- Exercise details -
Counting only lines that hold "this", give the total and nothing more.

Lines of data:
---
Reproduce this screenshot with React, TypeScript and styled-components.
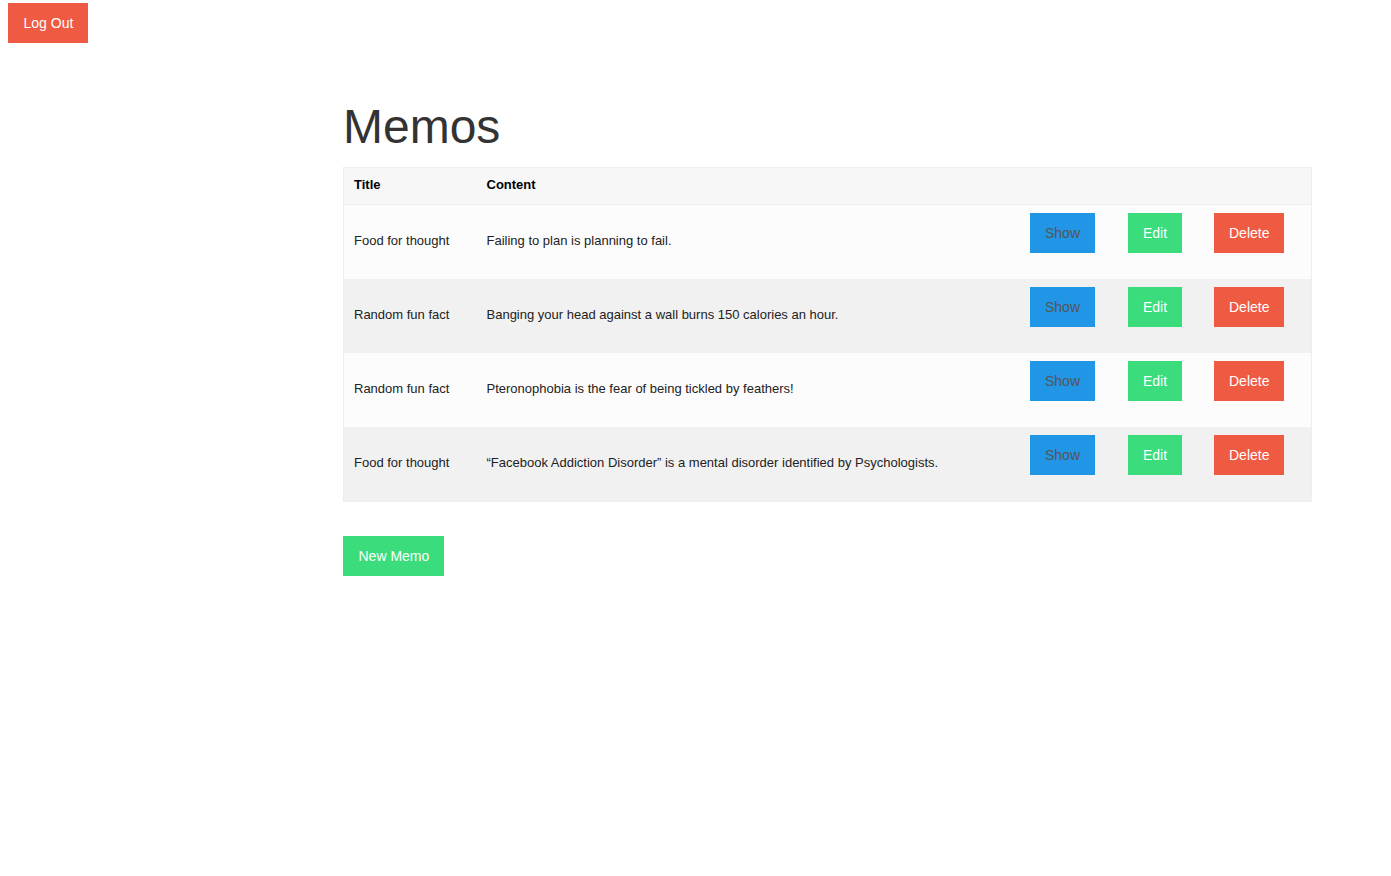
import React from 'react'
import styled, { createGlobalStyle } from 'styled-components'

const GlobalStyle = createGlobalStyle`
    body {
        margin: 0;
        background: #fff;
        font-family: "Liberation Sans", Arial, sans-serif;
        color: #333;
    }
`

const memos = [
    { title: 'Food for thought', content: 'Failing to plan is planning to fail.' },
    { title: 'Random fun fact', content: 'Banging your head against a wall burns 150 calories an hour.' },
    { title: 'Random fun fact', content: 'Pteronophobia is the fear of being tickled by feathers!' },
    { title: 'Food for thought', content: '\u201cFacebook Addiction Disorder\u201d is a mental disorder identified by Psychologists.' },
]

const colors = {
    red: '#ef5a42',
    green: '#3adc7b',
    blue: '#2196e6',
}

const App = () => {
    return (
        <>
            <GlobalStyle />
            <TopBar>
                <Button color="red">Log Out</Button>
            </TopBar>
            <Page>
                <Container>
                    <Heading>Memos</Heading>
                    <MemoTable>
                        <colgroup>
                            <col style={{ width: 133 }} />
                            <col style={{ width: 543 }} />
                            <col style={{ width: 98 }} />
                            <col style={{ width: 86 }} />
                            <col />
                        </colgroup>
                        <thead>
                            <tr>
                                <HeadCell>Title</HeadCell>
                                <HeadCell>Content</HeadCell>
                                <HeadCell />
                                <HeadCell />
                                <HeadCell />
                            </tr>
                        </thead>
                        <tbody>
                            {memos.map((memo, i) => (
                                <Row key={i} striped={i % 2 === 1}>
                                    <Cell>{memo.title}</Cell>
                                    <Cell>{memo.content}</Cell>
                                    <ActionCell><Button color="blue" muted>Show</Button></ActionCell>
                                    <ActionCell><Button color="green">Edit</Button></ActionCell>
                                    <ActionCell><Button color="red">Delete</Button></ActionCell>
                                </Row>
                            ))}
                        </tbody>
                    </MemoTable>
                    <Footer>
                        <Button color="green">New Memo</Button>
                    </Footer>
                </Container>
            </Page>
        </>
    )
}

const TopBar = styled.div`
    padding: 3px 8px 0;
    display: flex;
`

const Button = styled.button<{ color: keyof typeof colors; muted?: boolean }>`
    display: inline-block;
    height: 40px;
    padding: 0 15px 0 15.5px;
    border: none;
    border-radius: 0;
    background: ${p => colors[p.color]};
    color: ${p => (p.muted ? '#555' : '#fff')};
    font-family: "Liberation Sans", Arial, sans-serif;
    font-size: 14px;
    line-height: 40px;
    cursor: pointer;
`

const Page = styled.div`
    display: flex;
    padding-left: 343px;
`

const Container = styled.div`
    width: 969px;
`

const Heading = styled.h1`
    margin: 56px 0 12px;
    font-size: 48px;
    font-weight: 400;
    line-height: 56px;
    color: #333;
`

const MemoTable = styled.table`
    width: 969px;
    table-layout: fixed;
    border-collapse: collapse;
    border: 1px solid #eee;
    font-size: 13px;
`

const HeadCell = styled.th`
    height: 33px;
    padding: 0 10px 3px;
    background: #f7f7f7;
    border-bottom: 1px solid #eee;
    text-align: left;
    font-weight: 700;
    color: #000;
`

const Row = styled.tr<{ striped: boolean }>`
    height: 74px;
    background: ${p => (p.striped ? '#f1f1f1' : '#fcfcfc')};
    &:last-child {
        height: 75px;
    }
`

const Cell = styled.td`
    padding: 0 10px 2px;
    vertical-align: middle;
    color: #222;
`

const ActionCell = styled.td`
    padding: 8px 10px 0;
    vertical-align: top;
`

const Footer = styled.div`
    margin-top: 34px;
`

export default App
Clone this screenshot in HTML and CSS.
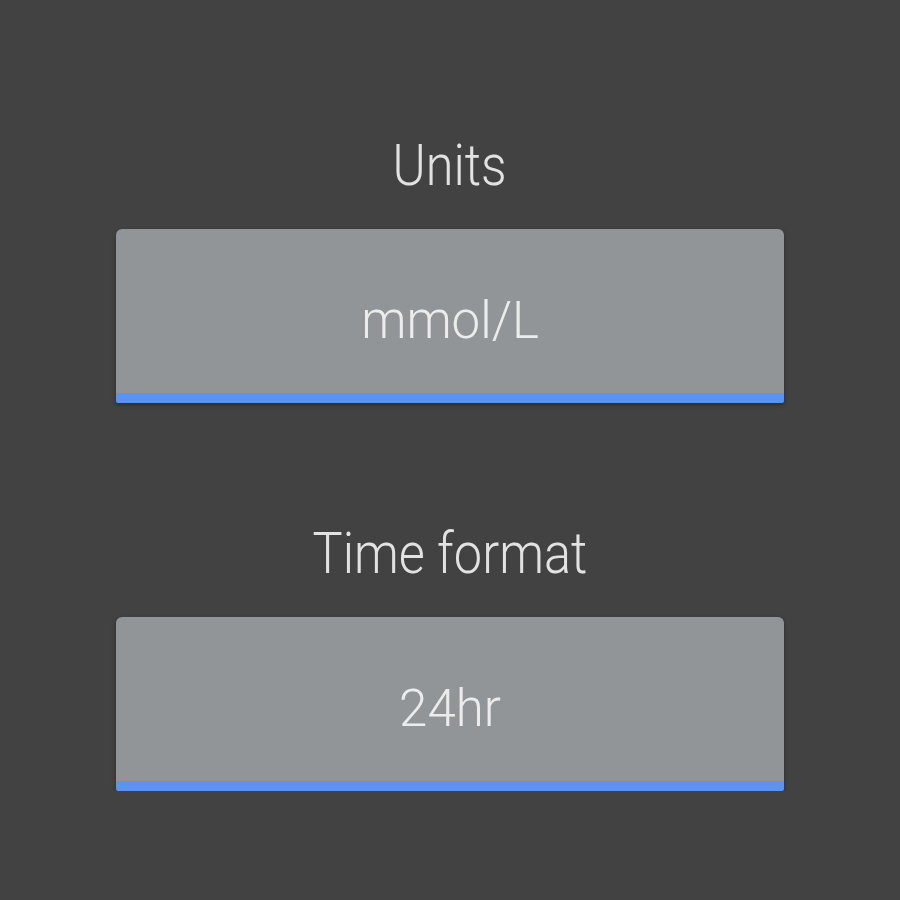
---
- Expected answer -
2